_Stored data_
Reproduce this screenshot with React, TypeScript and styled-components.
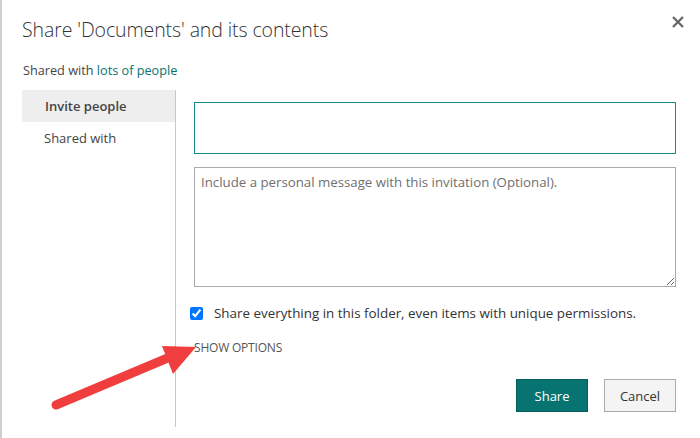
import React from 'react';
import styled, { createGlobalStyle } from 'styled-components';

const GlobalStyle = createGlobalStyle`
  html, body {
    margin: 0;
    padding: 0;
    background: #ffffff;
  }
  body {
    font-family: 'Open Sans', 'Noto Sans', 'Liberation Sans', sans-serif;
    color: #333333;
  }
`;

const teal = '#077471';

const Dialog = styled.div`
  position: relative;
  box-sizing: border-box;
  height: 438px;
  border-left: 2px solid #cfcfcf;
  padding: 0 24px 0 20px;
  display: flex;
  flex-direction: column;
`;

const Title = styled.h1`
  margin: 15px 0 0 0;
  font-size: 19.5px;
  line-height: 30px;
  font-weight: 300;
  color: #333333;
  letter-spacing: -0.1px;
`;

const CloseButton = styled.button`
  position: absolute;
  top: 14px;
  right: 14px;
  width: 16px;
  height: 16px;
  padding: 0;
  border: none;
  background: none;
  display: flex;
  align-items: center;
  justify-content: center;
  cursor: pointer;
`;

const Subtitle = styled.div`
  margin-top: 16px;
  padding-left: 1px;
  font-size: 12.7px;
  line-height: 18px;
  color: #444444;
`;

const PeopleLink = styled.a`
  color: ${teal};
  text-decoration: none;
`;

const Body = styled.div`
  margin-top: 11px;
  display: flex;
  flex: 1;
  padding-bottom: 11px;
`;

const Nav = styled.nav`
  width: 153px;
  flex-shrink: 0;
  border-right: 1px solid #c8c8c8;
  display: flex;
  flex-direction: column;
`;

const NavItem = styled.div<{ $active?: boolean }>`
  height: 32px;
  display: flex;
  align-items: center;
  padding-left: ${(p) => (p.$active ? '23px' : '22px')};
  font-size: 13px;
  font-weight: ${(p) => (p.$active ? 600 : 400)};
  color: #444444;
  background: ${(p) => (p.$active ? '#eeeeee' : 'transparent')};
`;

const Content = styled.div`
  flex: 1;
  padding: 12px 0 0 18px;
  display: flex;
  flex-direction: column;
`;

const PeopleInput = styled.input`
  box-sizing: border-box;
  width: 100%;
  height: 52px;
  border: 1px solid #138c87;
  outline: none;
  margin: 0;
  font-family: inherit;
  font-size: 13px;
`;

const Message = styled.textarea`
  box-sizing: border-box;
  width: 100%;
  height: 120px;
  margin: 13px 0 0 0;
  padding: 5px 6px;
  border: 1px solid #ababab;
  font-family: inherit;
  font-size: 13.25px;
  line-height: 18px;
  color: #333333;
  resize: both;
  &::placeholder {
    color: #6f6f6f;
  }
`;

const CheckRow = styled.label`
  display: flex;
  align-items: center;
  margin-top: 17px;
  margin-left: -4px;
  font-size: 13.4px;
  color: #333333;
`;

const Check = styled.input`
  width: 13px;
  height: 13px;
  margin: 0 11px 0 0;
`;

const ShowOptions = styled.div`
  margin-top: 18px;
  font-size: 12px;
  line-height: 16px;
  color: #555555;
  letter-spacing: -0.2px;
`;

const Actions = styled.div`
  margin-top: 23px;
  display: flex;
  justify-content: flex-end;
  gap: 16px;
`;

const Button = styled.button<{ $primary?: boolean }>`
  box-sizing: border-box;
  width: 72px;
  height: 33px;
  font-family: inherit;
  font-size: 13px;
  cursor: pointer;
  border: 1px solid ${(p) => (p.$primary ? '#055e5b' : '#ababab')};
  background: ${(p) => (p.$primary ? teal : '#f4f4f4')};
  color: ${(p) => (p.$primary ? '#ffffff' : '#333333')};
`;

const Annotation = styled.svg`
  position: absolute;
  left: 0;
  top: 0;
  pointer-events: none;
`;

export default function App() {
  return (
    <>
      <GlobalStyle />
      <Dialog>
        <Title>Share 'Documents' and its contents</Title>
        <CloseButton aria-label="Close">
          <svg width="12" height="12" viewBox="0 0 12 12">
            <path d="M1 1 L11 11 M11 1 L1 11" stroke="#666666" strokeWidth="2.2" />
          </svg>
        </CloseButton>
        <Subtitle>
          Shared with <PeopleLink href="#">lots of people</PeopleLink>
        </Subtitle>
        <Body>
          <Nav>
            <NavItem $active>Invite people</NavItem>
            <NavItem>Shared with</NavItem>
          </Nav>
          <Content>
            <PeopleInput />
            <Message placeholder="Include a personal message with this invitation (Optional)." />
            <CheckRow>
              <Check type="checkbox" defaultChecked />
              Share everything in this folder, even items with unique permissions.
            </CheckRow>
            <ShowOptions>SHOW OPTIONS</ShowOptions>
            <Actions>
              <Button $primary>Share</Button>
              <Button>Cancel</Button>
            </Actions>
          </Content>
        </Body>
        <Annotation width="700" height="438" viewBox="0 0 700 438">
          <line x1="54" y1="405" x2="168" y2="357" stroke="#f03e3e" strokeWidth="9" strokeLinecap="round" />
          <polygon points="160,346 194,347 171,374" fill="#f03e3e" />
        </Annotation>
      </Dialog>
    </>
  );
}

_The exercise_
Find the word "React" and list each line it appears in.

_Written answer_
Reproduce this screenshot with React, TypeScript and styled-components.
import React from 'react';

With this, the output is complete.